Task instructions
In the material below, find how many lines contain the string "page". Write only that number.

--- START Available records ---

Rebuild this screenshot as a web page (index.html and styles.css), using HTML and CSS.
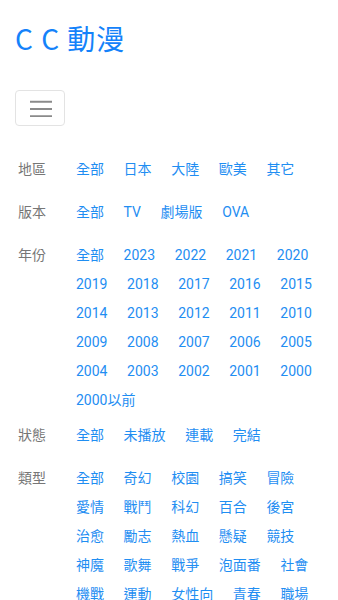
FILE: index.html
```html
<!DOCTYPE html>
<html lang="zh-Hant">
<head>
<meta charset="utf-8">
<title>CC 動漫</title>
<link rel="stylesheet" href="styles.css">
</head>
<body>
<header class="navbar">
  <a class="brand" href="#">C C 動漫</a>
  <button class="toggler" type="button" aria-label="menu">
    <svg class="toggler-icon" width="22" height="18" viewBox="0 0 22 18">
      <path d="M0 2.7H22M0 10H22M0 17.3H22" stroke="#8a8a8a" stroke-width="2" fill="none"/>
    </svg>
  </button>
</header>
<main class="filters">
  <div class="filter-row">
    <div class="label">地區</div>
    <div class="links">
      <a href="#">全部</a><a href="#">日本</a><a href="#">大陸</a><a href="#">歐美</a><a href="#">其它</a>
    </div>
  </div>
  <div class="filter-row">
    <div class="label">版本</div>
    <div class="links">
      <a href="#">全部</a><a href="#">TV</a><a href="#">劇場版</a><a href="#">OVA</a>
    </div>
  </div>
  <div class="filter-row">
    <div class="label">年份</div>
    <div class="links">
      <a href="#">全部</a><a href="#">2023</a><a href="#">2022</a><a href="#">2021</a><a href="#">2020</a>
      <a href="#">2019</a><a href="#">2018</a><a href="#">2017</a><a href="#">2016</a><a href="#">2015</a>
      <a href="#">2014</a><a href="#">2013</a><a href="#">2012</a><a href="#">2011</a><a href="#">2010</a>
      <a href="#">2009</a><a href="#">2008</a><a href="#">2007</a><a href="#">2006</a><a href="#">2005</a>
      <a href="#">2004</a><a href="#">2003</a><a href="#">2002</a><a href="#">2001</a><a href="#">2000</a>
      <a href="#">2000以前</a>
    </div>
  </div>
  <div class="filter-row">
    <div class="label">狀態</div>
    <div class="links">
      <a href="#">全部</a><a href="#">未播放</a><a href="#">連載</a><a href="#">完結</a>
    </div>
  </div>
  <div class="filter-row">
    <div class="label">類型</div>
    <div class="links">
      <a href="#">全部</a><a href="#">奇幻</a><a href="#">校園</a><a href="#">搞笑</a><a href="#">冒險</a>
      <a href="#">愛情</a><a href="#">戰鬥</a><a href="#">科幻</a><a href="#">百合</a><a href="#">後宮</a>
      <a href="#">治愈</a><a href="#">勵志</a><a href="#">熱血</a><a href="#">懸疑</a><a href="#">競技</a>
      <a href="#">神魔</a><a href="#">歌舞</a><a href="#">戰爭</a><a href="#">泡面番</a><a href="#">社會</a>
      <a href="#">機戰</a><a href="#">運動</a><a href="#">女性向</a><a href="#">青春</a><a href="#">職場</a>
    </div>
  </div>
</main>
</body>
</html>
```

FILE: styles.css
```css
html, body {
  margin: 0;
  padding: 0;
  background: #ffffff;
}

body {
  padding: 0 15px;
  font-family: Roboto, "Noto Sans CJK TC", sans-serif;
  font-size: 14px;
  color: #333333;
}

a {
  text-decoration: none;
}

.navbar {
  display: flex;
  flex-direction: column;
  align-items: flex-start;
  padding-top: 18px;
}

.brand {
  display: block;
  font-family: "Noto Sans CJK TC", sans-serif;
  font-size: 28px;
  line-height: 40px;
  letter-spacing: 1px;
  color: #1482fa;
}

.toggler {
  margin-top: 32px;
  box-sizing: border-box;
  width: 50px;
  height: 36px;
  padding: 0;
  background: #ffffff;
  border: 1px solid #e3e3e3;
  border-radius: 4px;
  display: flex;
  align-items: center;
  justify-content: center;
}

.toggler-icon {
  display: block;
  margin-left: 1px;
}

.filters {
  margin-top: 28.5px;
}

.filter-row {
  display: flex;
  align-items: flex-start;
  margin-bottom: 6px;
}

.label {
  box-sizing: border-box;
  flex: 0 0 61px;
  padding-left: 3px;
  height: 37px;
  line-height: 29px;
  color: #777777;
}

.links {
  flex: 1 1 auto;
  display: flex;
  flex-wrap: wrap;
  column-gap: 19.6px;
}

.links a {
  line-height: 29px;
  color: #1f8ef2;
  white-space: nowrap;
}
```
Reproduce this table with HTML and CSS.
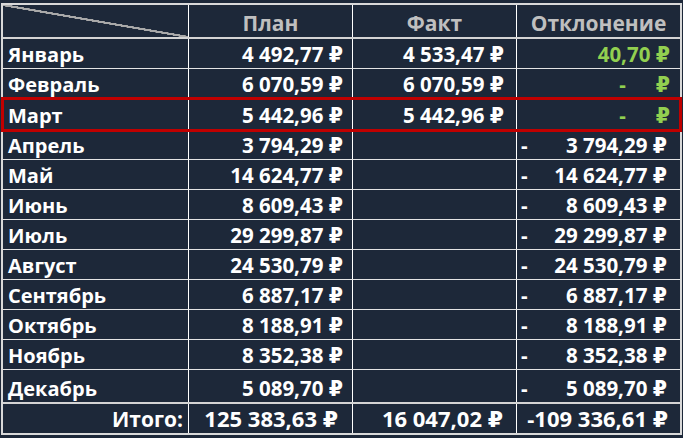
FILE: index.html
```html
<!DOCTYPE html>
<html lang="ru">
<head>
<meta charset="utf-8">
<link rel="stylesheet" href="styles.css">
</head>
<body>
<div class="sheet">
  <div class="row head">
    <div class="cell corner"></div>
    <div class="cell title">План</div>
    <div class="cell title">Факт</div>
    <div class="cell title">Отклонение</div>
  </div>
  <div class="row">
    <div class="cell name">Январь</div>
    <div class="cell num plan">4 492,77 ₽</div>
    <div class="cell num fact">4 533,47 ₽</div>
    <div class="cell dev green"><span></span><span>40,70 ₽</span></div>
  </div>
  <div class="row">
    <div class="cell name">Февраль</div>
    <div class="cell num plan">6 070,59 ₽</div>
    <div class="cell num fact">6 070,59 ₽</div>
    <div class="cell dev green zero"><span class="zdash">-</span><span>₽</span></div>
  </div>
  <div class="row marked">
    <div class="cell name">Март</div>
    <div class="cell num plan">5 442,96 ₽</div>
    <div class="cell num fact">5 442,96 ₽</div>
    <div class="cell dev green zero"><span class="zdash">-</span><span>₽</span></div>
  </div>
  <div class="row">
    <div class="cell name">Апрель</div>
    <div class="cell num plan">3 794,29 ₽</div>
    <div class="cell num fact"></div>
    <div class="cell dev"><span>-</span><span>3 794,29 ₽</span></div>
  </div>
  <div class="row">
    <div class="cell name">Май</div>
    <div class="cell num plan">14 624,77 ₽</div>
    <div class="cell num fact"></div>
    <div class="cell dev"><span>-</span><span>14 624,77 ₽</span></div>
  </div>
  <div class="row">
    <div class="cell name">Июнь</div>
    <div class="cell num plan">8 609,43 ₽</div>
    <div class="cell num fact"></div>
    <div class="cell dev"><span>-</span><span>8 609,43 ₽</span></div>
  </div>
  <div class="row">
    <div class="cell name">Июль</div>
    <div class="cell num plan">29 299,87 ₽</div>
    <div class="cell num fact"></div>
    <div class="cell dev"><span>-</span><span>29 299,87 ₽</span></div>
  </div>
  <div class="row">
    <div class="cell name">Август</div>
    <div class="cell num plan">24 530,79 ₽</div>
    <div class="cell num fact"></div>
    <div class="cell dev"><span>-</span><span>24 530,79 ₽</span></div>
  </div>
  <div class="row">
    <div class="cell name">Сентябрь</div>
    <div class="cell num plan">6 887,17 ₽</div>
    <div class="cell num fact"></div>
    <div class="cell dev"><span>-</span><span>6 887,17 ₽</span></div>
  </div>
  <div class="row">
    <div class="cell name">Октябрь</div>
    <div class="cell num plan">8 188,91 ₽</div>
    <div class="cell num fact"></div>
    <div class="cell dev"><span>-</span><span>8 188,91 ₽</span></div>
  </div>
  <div class="row">
    <div class="cell name">Ноябрь</div>
    <div class="cell num plan">8 352,38 ₽</div>
    <div class="cell num fact"></div>
    <div class="cell dev"><span>-</span><span>8 352,38 ₽</span></div>
  </div>
  <div class="row last">
    <div class="cell name">Декабрь</div>
    <div class="cell num plan">5 089,70 ₽</div>
    <div class="cell num fact"></div>
    <div class="cell dev"><span>-</span><span>5 089,70 ₽</span></div>
  </div>
  <div class="row total">
    <div class="cell label">Итого:</div>
    <div class="cell num tplan">125 383,63 ₽</div>
    <div class="cell num tfact">16 047,02 ₽</div>
    <div class="cell num tdev">-109 336,61 ₽</div>
  </div>
</div>
</body>
</html>
```

FILE: styles.css
```css
html, body {
  margin: 0;
  padding: 0;
  background: #1d2839;
}
body {
  width: 683px;
  height: 438px;
  overflow: hidden;
  font-family: "Open Sans", "DejaVu Sans", sans-serif;
  font-weight: 700;
  font-size: 20px;
  color: #ffffff;
}
.sheet {
  margin: 3px 0 0 1px;
  width: 677px;
  border: 2px solid #d9d9d9;
}
.row {
  display: grid;
  grid-template-columns: 186px 164px 164px 163px;
  height: 30px;
  box-sizing: border-box;
  border-bottom: 1px solid #e4e4e4;
}
.row.head {
  height: 34px;
  border-bottom: 2px solid #d4d4d4;
}
.row.last {
  border-bottom: none;
  height: 32px;
}
.row.total {
  height: 31px;
  border-top: 2px solid #d4d4d4;
  border-bottom: none;
}
.row.marked {
  height: 31px;
  outline: 3px solid #c00000;
  outline-offset: -1px;
  position: relative;
}
.cell {
  display: flex;
  align-items: flex-end;
  white-space: nowrap;
  line-height: 27px;
  border-right: 1px solid #ffffff;
  box-sizing: border-box;
  min-width: 0;
}
.cell:last-child {
  border-right: none;
}
.corner {
  background: linear-gradient(to top right, transparent calc(50% - 1.2px), #a9a9a9 calc(50% - 1px), #a9a9a9 calc(50% + 1px), transparent calc(50% + 1.2px));
}
.title {
  justify-content: center;
  color: #bfbfbf;
  font-size: 21px;
}
.name {
  padding-left: 5px;
}
.label {
  justify-content: flex-end;
  padding-right: 5px;
  font-size: 21px;
}
.num {
  justify-content: flex-end;
  font-size: 20.5px;
}
.total .num {
  font-size: 22px;
  line-height: 29px;
}
.plan { padding-right: 9px; }
.fact { padding-right: 12px; }
.tplan { padding-right: 14px; }
.tfact { padding-right: 13px; }
.tdev { padding-right: 12px; }
.dev {
  justify-content: space-between;
  padding: 0 13px 0 4px;
  font-size: 20.5px;
}
.dev.green {
  color: #92d050;
  padding-right: 10px;
}
.dev.zero {
  justify-content: flex-end;
}
.zdash {
  margin-right: 30px;
}
```
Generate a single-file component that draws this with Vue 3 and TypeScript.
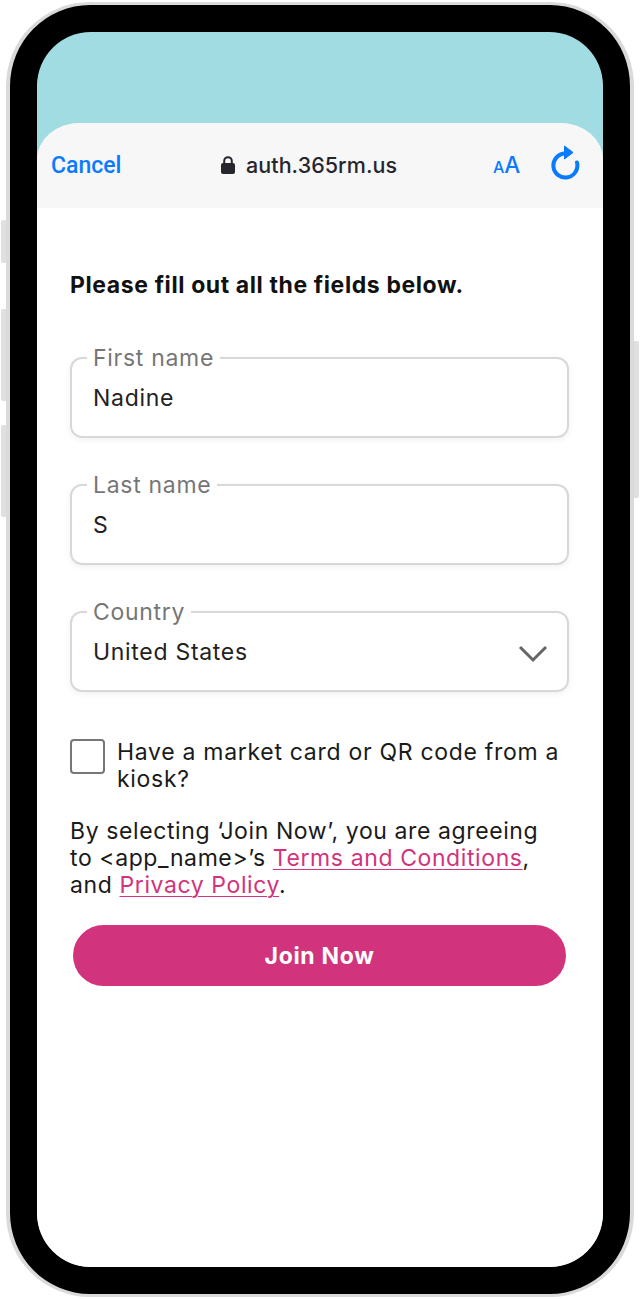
<script setup lang="ts">
interface Field {
  label: string
  value: string
  select?: boolean
}
const fields: Field[] = [
  { label: 'First name', value: 'Nadine' },
  { label: 'Last name', value: 'S' },
  { label: 'Country', value: 'United States', select: true },
]
</script>

<template>
  <div class="page">
    <i class="side side-a"></i>
    <i class="side side-b"></i>
    <i class="side side-c"></i>
    <i class="side side-d"></i>
    <div class="phone">
      <div class="screen">
        <div class="sheet">
          <header class="bar">
            <span class="cancel">Cancel</span>
            <span class="address">
              <svg class="lock" width="14" height="18" viewBox="0 0 14 18">
                <path d="M3.200 8V5a3.800 3.800 0 0 1 7.600 0v3" fill="none" stroke="#26262e" stroke-width="2" />
                <rect x="0" y="7" width="14" height="11" rx="2" fill="#26262e" />
              </svg>
              <span>auth.365rm.us</span>
            </span>
            <span class="aa"><small>A</small>A</span>
            <svg class="reload" width="30" height="36" viewBox="0 0 30 36">
              <path d="M27 17.500A12 12 0 1 1 15 8.500" fill="none" stroke="#0a7aff" stroke-width="4" stroke-linecap="round" />
              <path d="M14.500 1 L23 7.500 L14.500 14 Z" fill="#0a7aff" stroke="#0a7aff" stroke-width="1" stroke-linejoin="round" />
            </svg>
          </header>
          <main class="form">
            <h1 class="title">Please fill out all the fields below.</h1>
            <div class="fields">
              <div v-for="f in fields" :key="f.label" class="field">
                <span class="legend">{{ f.label }}</span>
                <span class="value">{{ f.value }}</span>
                <svg v-if="f.select" class="chevron" width="30" height="18" viewBox="0 0 30 18">
                  <path d="M2 2 L15 15 L28 2" fill="none" stroke="#666" stroke-width="3" />
                </svg>
              </div>
            </div>
            <div class="check-row">
              <span class="box"></span>
              <span>Have a market card or QR code from a kiosk?</span>
            </div>
            <p class="legal">
              By selecting ‘Join Now’, you are agreeing to &lt;app_name&gt;’s
              <a class="link">Terms and Conditions</a>, and <a class="link">Privacy Policy</a>.
            </p>
            <button class="join" type="button">Join Now</button>
          </main>
        </div>
      </div>
    </div>
  </div>
</template>

<style>
html, body { margin: 0; background: #fff; }
</style>

<style scoped>
.page {
  position: relative;
  width: 640px;
  height: 1299px;
  padding: 2px 6px;
  box-sizing: border-box;
  font-family: Inter, "Liberation Sans", sans-serif;
  overflow: hidden;
}
.side {
  position: absolute;
  width: 5px;
  background: #e0e0e0;
  border-radius: 2px 0 0 2px;
}
.side-a { left: 1px; top: 220px; height: 43px; }
.side-b { left: 1px; top: 309px; height: 92px; }
.side-c { left: 1px; top: 425px; height: 92px; }
.side-d { left: 634px; top: 341px; height: 157px; border-radius: 0 2px 2px 0; }
.phone {
  position: relative;
  height: 1295px;
  box-sizing: border-box;
  padding: 27px;
  background: #000;
  border: 3px solid #dadada;
  border-left-width: 4px;
  border-right-width: 4px;
  border-radius: 84px;
}
.screen {
  height: 100%;
  background: #a2dce3;
  border-radius: 54px;
  overflow: hidden;
  padding-top: 91px;
  box-sizing: border-box;
}
.sheet {
  height: 100%;
  background: #fff;
  border-radius: 43px 43px 0 0 / 37px 37px 0 0;
  overflow: hidden;
}
.bar {
  height: 85px;
  background: #f7f7f7;
  display: flex;
  align-items: center;
  padding: 0 23px 0 14px;
  box-sizing: border-box;
}
.cancel {
  color: #0a7aff;
  font-family: Roboto, Inter, sans-serif;
  font-size: 23px;
  font-weight: 500;
  width: 170px;
  flex: none;
}
.address {
  display: flex;
  align-items: center;
  gap: 11px;
  width: 272px;
  flex: none;
  color: #26262e;
  font-size: 21.500px;
  font-weight: 500;
  letter-spacing: 0.05px;
  margin-top: -1px;
}
.aa {
  color: #0a7aff;
  font-size: 22.500px;
  font-weight: 500;
  width: 58px;
  flex: none;
  line-height: 1;
}
.aa small { font-size: 16px; }
.reload { flex: none; margin-top: -5px; margin-left: -1px; }
.form {
  padding: 64px 34px 0 33px;
  color: #1a1a1a;
  font-size: 23px;
  line-height: 27px;
  letter-spacing: 0.7px;
}
.title {
  margin: 0 0 58px;
  font-size: 23px;
  line-height: 27px;
  font-weight: 700;
  letter-spacing: 0.6px;
  color: #111;
}
.fields { display: flex; flex-direction: column; gap: 46px; }
.field {
  position: relative;
  height: 81px;
  box-sizing: border-box;
  border: 2px solid #d8d8d8;
  border-radius: 12px;
  box-shadow: 0 2px 6px rgba(0, 0, 0, 0.06);
  display: flex;
  align-items: center;
  padding: 0 21px;
}
.legend {
  position: absolute;
  left: 15px;
  top: -14px;
  padding: 0 6px;
  background: #fff;
  color: #767676;
  font-size: 23px;
  line-height: 26px;
}
.value { color: #222; margin-top: 1px; }
.chevron { position: absolute; right: 19px; top: 32px; }
.check-row {
  margin-top: 47px;
  display: flex;
  gap: 12px;
  align-items: flex-start;
}
.box {
  flex: none;
  width: 35px;
  height: 35px;
  box-sizing: border-box;
  border: 2px solid #777;
  border-radius: 4px;
}
.legal { margin: 25px 0 26px; padding-right: 20px; letter-spacing: 0.6px; }
.link { color: #d1347c; text-decoration: underline; text-underline-offset: 3px; text-decoration-thickness: 1px; }
.join {
  display: block;
  margin-left: 3px;
  width: 493px;
  height: 61px;
  border: 0;
  border-radius: 31px;
  background: #d1347c;
  color: #fff;
  font-family: inherit;
  font-size: 23px;
  font-weight: 700;
  letter-spacing: 0.7px;
}
</style>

--- END Available records ---

Result
3